--- begin RECORDS TO PROCESS ---
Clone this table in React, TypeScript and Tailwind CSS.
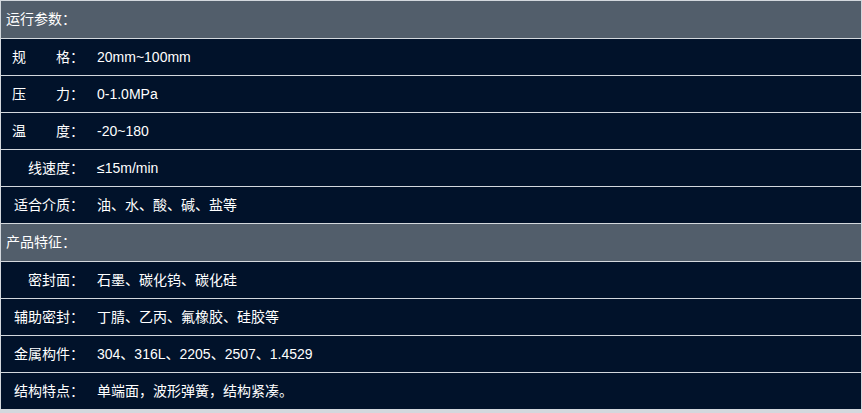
import React from "react";

type Row = { label: React.ReactNode; value: string };

const spaced = (a: string, b: string) => (
  <>
    <span>{a}</span>
    <span className="ml-[30px]">{b}：</span>
  </>
);

const groups: { title: string; rows: Row[] }[] = [
  {
    title: "运行参数：",
    rows: [
      { label: spaced("规", "格"), value: "20mm~100mm" },
      { label: spaced("压", "力"), value: "0-1.0MPa" },
      { label: spaced("温", "度"), value: "-20~180" },
      { label: "线速度：", value: "≤15m/min" },
      { label: "适合介质：", value: "油、水、酸、碱、盐等" },
    ],
  },
  {
    title: "产品特征：",
    rows: [
      { label: "密封面：", value: "石墨、碳化钨、碳化硅" },
      { label: "辅助密封：", value: "丁腈、乙丙、氟橡胶、硅胶等" },
      { label: "金属构件：", value: "304、316L、2205、2507、1.4529" },
      { label: "结构特点：", value: "单端面，波形弹簧，结构紧凑。" },
    ],
  },
];

export default function App() {
  return (
    <div
      className="w-[862px] h-[413px] bg-[#d3d8dd] text-white text-[14px] overflow-hidden"
      style={{ fontFamily: '"Liberation Sans", "Noto Sans CJK SC", sans-serif' }}
    >
      <div className="flex flex-col gap-px pt-px pl-px w-[861px]">
        {groups.map((g) => (
          <React.Fragment key={g.title}>
            <div className="h-[37px] bg-[#525e6b] flex items-center pl-[5px]">{g.title}</div>
            {g.rows.map((r, i) => (
              <div key={i} className="h-[36px] bg-[#01122a] flex items-center">
                <div className="w-[83px] text-right whitespace-nowrap">{r.label}</div>
                <div className="ml-[13px] whitespace-nowrap">{r.value}</div>
              </div>
            ))}
          </React.Fragment>
        ))}
      </div>
    </div>
  );
}
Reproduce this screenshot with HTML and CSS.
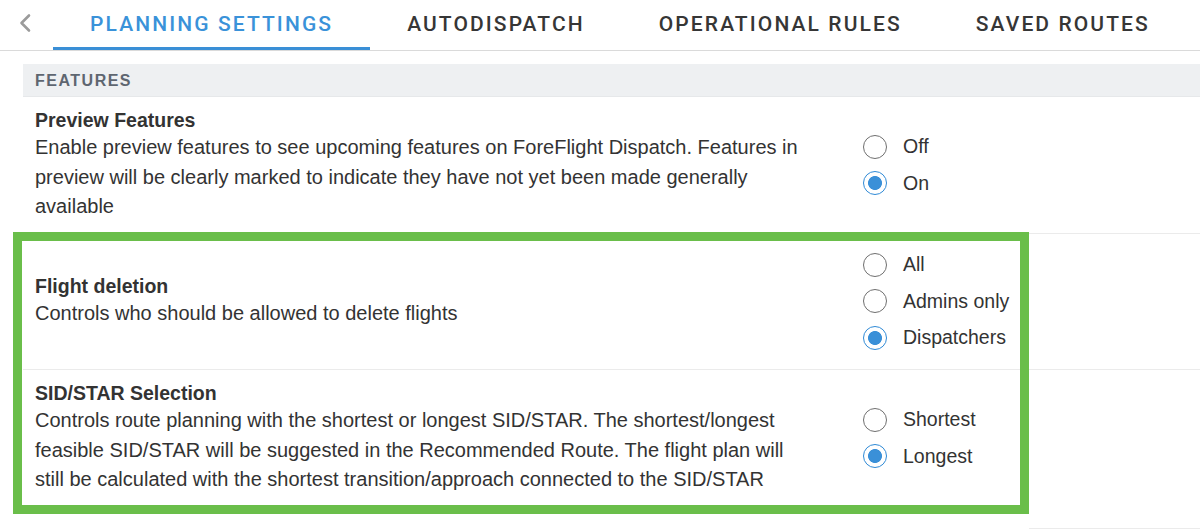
--- end RECORDS TO PROCESS ---
INSTRUCTIONS FOR THE TASK: Copy the data exactly. Any picture it contains is to be omitted.

CORRECT RESULT:
Clone this table in React, TypeScript and Tailwind CSS.
import React from "react";

type Row = { label: React.ReactNode; value: string };

const spaced = (a: string, b: string) => (
  <>
    <span>{a}</span>
    <span className="ml-[30px]">{b}：</span>
  </>
);

const groups: { title: string; rows: Row[] }[] = [
  {
    title: "运行参数：",
    rows: [
      { label: spaced("规", "格"), value: "20mm~100mm" },
      { label: spaced("压", "力"), value: "0-1.0MPa" },
      { label: spaced("温", "度"), value: "-20~180" },
      { label: "线速度：", value: "≤15m/min" },
      { label: "适合介质：", value: "油、水、酸、碱、盐等" },
    ],
  },
  {
    title: "产品特征：",
    rows: [
      { label: "密封面：", value: "石墨、碳化钨、碳化硅" },
      { label: "辅助密封：", value: "丁腈、乙丙、氟橡胶、硅胶等" },
      { label: "金属构件：", value: "304、316L、2205、2507、1.4529" },
      { label: "结构特点：", value: "单端面，波形弹簧，结构紧凑。" },
    ],
  },
];

export default function App() {
  return (
    <div
      className="w-[862px] h-[413px] bg-[#d3d8dd] text-white text-[14px] overflow-hidden"
      style={{ fontFamily: '"Liberation Sans", "Noto Sans CJK SC", sans-serif' }}
    >
      <div className="flex flex-col gap-px pt-px pl-px w-[861px]">
        {groups.map((g) => (
          <React.Fragment key={g.title}>
            <div className="h-[37px] bg-[#525e6b] flex items-center pl-[5px]">{g.title}</div>
            {g.rows.map((r, i) => (
              <div key={i} className="h-[36px] bg-[#01122a] flex items-center">
                <div className="w-[83px] text-right whitespace-nowrap">{r.label}</div>
                <div className="ml-[13px] whitespace-nowrap">{r.value}</div>
              </div>
            ))}
          </React.Fragment>
        ))}
      </div>
    </div>
  );
}
Reproduce this screenshot with HTML and CSS.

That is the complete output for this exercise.